Both points have a direct technical implication in SAP HCM. The new ongoing leave notification requirement for trainees necessitates a review of the existing payroll logic and the maintenance of infotypes for trainees. Those who have only represented this in the apprenticeship year so far have had a structural gap in the system since July 2025 – without SAP automatically issuing a warning.
The transition to digital certificates seems organizational, but it is also a signal: the SOKA-BAU process is becoming more data-driven. Companies that still operate with manual corrections and maintenance outside of SAP are increasingly coming under pressure.
Construction wages outside of SAP HCM – an underestimated risk
Many construction companies already have SAP in productive use – typically in FI/CO or in logistics. Payroll configuration for construction wages, on the other hand, is often handled separately: through external service providers, standard software, or an SAP HCM installation that has not been actively maintained for years.
This creates a characteristic risk profile: the system structure exists, but the construction wage–specific configuration levels are outdated, incomplete, or were never fully set up. New tariff changes, such as the VTV adjustments in July 2025, are then not systematically integrated into the system, but at best manually compensated – with all the potential sources of error that entails.
Check in advance: Which infotypes must be reviewed before the SOKA-BAU reporting run?
Here is the checklist:
Typical FI Posting Errors with Seasonal Employees – Three Patterns That Keep Reoccurring
The construction industry relies on seasonal work. Short, recurring employment relationships are not an exception, but the standard model. This is precisely what makes seasonal workers the largest source of errors in the SOKA-BAU process – both on the HR side and in financial accounting (FI).
1**Recalculation without another reporting run. **
If a seasonal worker is subsequently recorded correctly in the system, SAP triggers a retroactive payroll calculation. However, the corrected gross wage values are only correctly included in the SOKA-BAU report if the respective period is still open and the export run is explicitly initiated again. In practice, this step is regularly omitted.
** 2. Differences between booked and reported contribution. **
Liabilities to SOKA-BAU are recorded through payroll accounting in financial accounting. In the case of mid-year entries, exits, and status changes, discrepancies arise between the amount posted in SAP and the value actually reported to SOKA-BAU – often caused by infotype gaps that distort the assessment basis.
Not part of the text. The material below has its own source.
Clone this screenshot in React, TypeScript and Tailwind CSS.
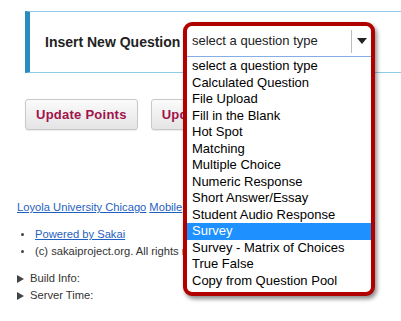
const questionTypes = [
  "select a question type",
  "Calculated Question",
  "File Upload",
  "Fill in the Blank",
  "Hot Spot",
  "Matching",
  "Multiple Choice",
  "Numeric Response",
  "Short Answer/Essay",
  "Student Audio Response",
  "Survey",
  "Survey - Matrix of Choices",
  "True False",
  "Copy from Question Pool",
];

const selected = "Survey";

function Caret() {
  return (
    <svg width="10" height="6" viewBox="0 0 10 6" className="block">
      <path d="M0 0h10L5 6z" fill="#222" />
    </svg>
  );
}

function Disclosure() {
  return (
    <svg width="7" height="8" viewBox="0 0 7 8" className="block">
      <path d="M0 0l7 4-7 4z" fill="#444" />
    </svg>
  );
}

function Button({ label }: { label: string }) {
  return (
    <button className="h-[31px] shrink-0 rounded-[3px] border border-[#c8c8c8] bg-gradient-to-b from-[#fbfbfb] to-[#e4e4e4] px-[10px] text-[13px] font-bold tracking-[0.25px] text-[#a0134a] shadow-[0_1px_1px_rgba(0,0,0,0.08)]">
      {label}
    </button>
  );
}

export default function App() {
  return (
    <div className="relative h-[321px] w-[401px] overflow-hidden bg-white font-['Liberation_Sans',Arial,sans-serif]">
      <div className="ml-[25px] mt-[11px] flex h-[62px] items-center border-y border-l-[5px] border-y-[#8fcbe8] border-l-[#2a8bbf] pl-[15px]">
        <span className="text-[14px] font-bold text-[#222]">Insert New Question</span>
      </div>

      <div className="ml-[25px] mt-[26px] flex gap-[13px]">
        <Button label="Update Points" />
        <Button label="Update Points" />
      </div>

      <div className="ml-[17px] mt-[69px] text-[11.2px] leading-[17px] text-[#333]">
        <div className="flex gap-[3px] text-[#1f5fc0]">
          <a className="underline">Loyola University Chicago</a>
          <a className="underline">Mobile</a>
        </div>
        <ul className="mt-[10px] flex flex-col">
          <li className="flex items-center">
            <span className="ml-[4px] mr-[11px] h-[3px] w-[3px] rounded-full bg-[#444]" />
            <a className="underline text-[#1f5fc0]">Powered by Sakai</a>
          </li>
          <li className="flex items-center">
            <span className="ml-[4px] mr-[11px] h-[3px] w-[3px] rounded-full bg-[#444]" />
            <span>(c) sakaiproject.org. All rights reserved.</span>
          </li>
        </ul>
        <div className="mt-[10px] flex flex-col">
          <div className="flex items-center gap-[6px]">
            <Disclosure />
            <span>Build Info:</span>
          </div>
          <div className="flex items-center gap-[6px]">
            <Disclosure />
            <span>Server Time:</span>
          </div>
        </div>
      </div>

      <div className="absolute left-[183px] top-[22px] flex h-[274px] w-[192px] flex-col overflow-hidden rounded-[9px] border-4 border-[#b00000] bg-white shadow-[2px_3px_4px_rgba(0,0,0,0.45)]">
        <div className="flex h-[31px] shrink-0 items-center border-b border-[#86aee6]">
          <span className="flex-1 pl-[5px] text-[13px] text-[#222]">select a question type</span>
          <div className="flex h-[23px] w-[20px] items-center justify-center border-l border-[#bdbdbd]">
            <Caret />
          </div>
        </div>
        <ul className="pt-[1px]">
          {questionTypes.map((t) => (
            <li
              key={t}
              className={
                t === selected
                  ? "h-[16.5px] bg-[#1e90ff] pl-[5px] text-[13px] leading-[16.5px] text-white"
                  : "h-[16.5px] pl-[5px] text-[13px] leading-[16.5px] text-black"
              }
            >
              {t}
            </li>
          ))}
        </ul>
      </div>
    </div>
  );
}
These differences cannot be identified before the reporting run without coordination between HR and FI.
**3. Missing or outdated symbol account assignment.**
If SOKA-BAU-specific wage types are not correctly mapped to general ledger accounts, contributions end up in the wrong accounts. In the HR area, this often goes unnoticed for months – in financial accounting, it becomes immediately apparent during the next account reconciliation or audit.
What the current VTV changes specifically mean for your SAP configuration
The contribution rate changes as of July 1, 2025, and the new reporting obligations for trainees have been in effect for months – but SAP has not adopted them automatically. Therefore, anyone who has not actively adjusted the configuration since then is still calculating with outdated values today.
Specifically, this means:
The new contribution rates for ULAK, ZVK, and the winter employment levy must already be maintained in the relevant wage types and calculation rules. Table T511K for levy-related calculation figures must contain the values valid for 2026 – not those of the previous year. The payroll logic for apprentices must reflect the ongoing vacation reporting requirement, not just the reporting in the apprentice year. Furthermore, the FI-side posting logic must be aligned with the changed rates to ensure that no hidden discrepancies have accumulated since July 2025.
Those who review these points now can correct errors before they come to light during an audit. Those who wait increase the need for corrections with each additional billing month.
What you should take with you
The combination of new contribution rates, changed reporting obligations, and an often historically developed SAP configuration makes the SOKA-BAU procedure 2026 a genuine litmus test for the quality of construction payroll accounting.
Anyone who maps construction wages in SAP HCM needs to understand what has changed in the VTV and have the system expertise to implement these changes at the correct points in the customizing. Only when both work together in a continuous process are SOKA-BAU reports sustainably correct – and thus also audit-proof.